Given data =>
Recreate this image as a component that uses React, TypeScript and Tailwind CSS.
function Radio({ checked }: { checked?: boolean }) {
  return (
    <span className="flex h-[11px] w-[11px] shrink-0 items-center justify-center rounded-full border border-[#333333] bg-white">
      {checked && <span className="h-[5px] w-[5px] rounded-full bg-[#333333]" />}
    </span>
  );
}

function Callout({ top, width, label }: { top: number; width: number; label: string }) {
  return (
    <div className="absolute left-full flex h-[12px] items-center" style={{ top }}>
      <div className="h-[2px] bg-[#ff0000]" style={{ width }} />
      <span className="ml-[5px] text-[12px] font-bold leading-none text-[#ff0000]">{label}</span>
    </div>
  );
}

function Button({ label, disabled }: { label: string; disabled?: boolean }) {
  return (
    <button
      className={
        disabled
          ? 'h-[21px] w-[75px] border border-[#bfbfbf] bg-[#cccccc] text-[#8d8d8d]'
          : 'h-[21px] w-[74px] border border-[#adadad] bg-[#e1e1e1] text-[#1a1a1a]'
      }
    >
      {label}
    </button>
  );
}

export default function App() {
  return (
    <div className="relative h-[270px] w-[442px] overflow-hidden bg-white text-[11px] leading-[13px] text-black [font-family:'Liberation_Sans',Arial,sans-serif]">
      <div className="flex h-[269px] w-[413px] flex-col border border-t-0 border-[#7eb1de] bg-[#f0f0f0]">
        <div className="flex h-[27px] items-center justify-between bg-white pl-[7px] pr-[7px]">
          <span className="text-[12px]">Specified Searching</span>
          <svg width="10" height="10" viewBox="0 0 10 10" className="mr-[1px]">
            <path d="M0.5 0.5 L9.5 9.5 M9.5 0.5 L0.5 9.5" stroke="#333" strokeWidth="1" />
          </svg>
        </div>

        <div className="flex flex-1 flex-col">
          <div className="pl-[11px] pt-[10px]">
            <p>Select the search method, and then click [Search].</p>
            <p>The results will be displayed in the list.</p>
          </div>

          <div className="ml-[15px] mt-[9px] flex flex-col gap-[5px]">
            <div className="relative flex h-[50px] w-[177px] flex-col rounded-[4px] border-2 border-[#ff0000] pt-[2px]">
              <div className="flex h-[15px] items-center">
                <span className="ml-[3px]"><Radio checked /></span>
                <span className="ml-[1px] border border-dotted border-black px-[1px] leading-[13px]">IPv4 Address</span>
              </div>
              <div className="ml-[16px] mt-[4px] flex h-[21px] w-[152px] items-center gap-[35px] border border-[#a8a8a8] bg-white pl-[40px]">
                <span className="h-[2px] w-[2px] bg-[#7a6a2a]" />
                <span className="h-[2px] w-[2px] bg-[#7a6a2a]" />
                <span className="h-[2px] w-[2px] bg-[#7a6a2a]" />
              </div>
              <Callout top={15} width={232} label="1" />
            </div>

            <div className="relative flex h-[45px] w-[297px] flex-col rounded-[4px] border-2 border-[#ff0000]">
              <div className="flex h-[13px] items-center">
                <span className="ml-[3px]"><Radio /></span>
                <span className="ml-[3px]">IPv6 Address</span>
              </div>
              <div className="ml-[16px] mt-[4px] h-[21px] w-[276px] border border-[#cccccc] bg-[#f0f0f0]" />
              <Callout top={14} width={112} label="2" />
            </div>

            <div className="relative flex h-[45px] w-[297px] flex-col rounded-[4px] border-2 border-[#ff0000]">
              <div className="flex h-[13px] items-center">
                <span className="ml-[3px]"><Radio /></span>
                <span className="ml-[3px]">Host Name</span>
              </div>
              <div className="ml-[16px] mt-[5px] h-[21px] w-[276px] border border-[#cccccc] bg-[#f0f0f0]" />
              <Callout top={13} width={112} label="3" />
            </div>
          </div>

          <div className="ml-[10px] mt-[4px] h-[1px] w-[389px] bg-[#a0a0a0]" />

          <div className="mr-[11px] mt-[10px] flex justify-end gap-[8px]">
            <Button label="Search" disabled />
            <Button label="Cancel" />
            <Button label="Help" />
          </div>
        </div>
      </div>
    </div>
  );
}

Given instruction => Repeat the material above in full, quoting it exactly.

Response to the exercise =>
Recreate this image as a component that uses React, TypeScript and Tailwind CSS.
function Radio({ checked }: { checked?: boolean }) {
  return (
    <span className="flex h-[11px] w-[11px] shrink-0 items-center justify-center rounded-full border border-[#333333] bg-white">
      {checked && <span className="h-[5px] w-[5px] rounded-full bg-[#333333]" />}
    </span>
  );
}

function Callout({ top, width, label }: { top: number; width: number; label: string }) {
  return (
    <div className="absolute left-full flex h-[12px] items-center" style={{ top }}>
      <div className="h-[2px] bg-[#ff0000]" style={{ width }} />
      <span className="ml-[5px] text-[12px] font-bold leading-none text-[#ff0000]">{label}</span>
    </div>
  );
}

function Button({ label, disabled }: { label: string; disabled?: boolean }) {
  return (
    <button
      className={
        disabled
          ? 'h-[21px] w-[75px] border border-[#bfbfbf] bg-[#cccccc] text-[#8d8d8d]'
          : 'h-[21px] w-[74px] border border-[#adadad] bg-[#e1e1e1] text-[#1a1a1a]'
      }
    >
      {label}
    </button>
  );
}

export default function App() {
  return (
    <div className="relative h-[270px] w-[442px] overflow-hidden bg-white text-[11px] leading-[13px] text-black [font-family:'Liberation_Sans',Arial,sans-serif]">
      <div className="flex h-[269px] w-[413px] flex-col border border-t-0 border-[#7eb1de] bg-[#f0f0f0]">
        <div className="flex h-[27px] items-center justify-between bg-white pl-[7px] pr-[7px]">
          <span className="text-[12px]">Specified Searching</span>
          <svg width="10" height="10" viewBox="0 0 10 10" className="mr-[1px]">
            <path d="M0.5 0.5 L9.5 9.5 M9.5 0.5 L0.5 9.5" stroke="#333" strokeWidth="1" />
          </svg>
        </div>

        <div className="flex flex-1 flex-col">
          <div className="pl-[11px] pt-[10px]">
            <p>Select the search method, and then click [Search].</p>
            <p>The results will be displayed in the list.</p>
          </div>

          <div className="ml-[15px] mt-[9px] flex flex-col gap-[5px]">
            <div className="relative flex h-[50px] w-[177px] flex-col rounded-[4px] border-2 border-[#ff0000] pt-[2px]">
              <div className="flex h-[15px] items-center">
                <span className="ml-[3px]"><Radio checked /></span>
                <span className="ml-[1px] border border-dotted border-black px-[1px] leading-[13px]">IPv4 Address</span>
              </div>
              <div className="ml-[16px] mt-[4px] flex h-[21px] w-[152px] items-center gap-[35px] border border-[#a8a8a8] bg-white pl-[40px]">
                <span className="h-[2px] w-[2px] bg-[#7a6a2a]" />
                <span className="h-[2px] w-[2px] bg-[#7a6a2a]" />
                <span className="h-[2px] w-[2px] bg-[#7a6a2a]" />
              </div>
              <Callout top={15} width={232} label="1" />
            </div>

            <div className="relative flex h-[45px] w-[297px] flex-col rounded-[4px] border-2 border-[#ff0000]">
              <div className="flex h-[13px] items-center">
                <span className="ml-[3px]"><Radio /></span>
                <span className="ml-[3px]">IPv6 Address</span>
              </div>
              <div className="ml-[16px] mt-[4px] h-[21px] w-[276px] border border-[#cccccc] bg-[#f0f0f0]" />
              <Callout top={14} width={112} label="2" />
            </div>

            <div className="relative flex h-[45px] w-[297px] flex-col rounded-[4px] border-2 border-[#ff0000]">
              <div className="flex h-[13px] items-center">
                <span className="ml-[3px]"><Radio /></span>
                <span className="ml-[3px]">Host Name</span>
              </div>
              <div className="ml-[16px] mt-[5px] h-[21px] w-[276px] border border-[#cccccc] bg-[#f0f0f0]" />
              <Callout top={13} width={112} label="3" />
            </div>
          </div>

          <div className="ml-[10px] mt-[4px] h-[1px] w-[389px] bg-[#a0a0a0]" />

          <div className="mr-[11px] mt-[10px] flex justify-end gap-[8px]">
            <Button label="Search" disabled />
            <Button label="Cancel" />
            <Button label="Help" />
          </div>
        </div>
      </div>
    </div>
  );
}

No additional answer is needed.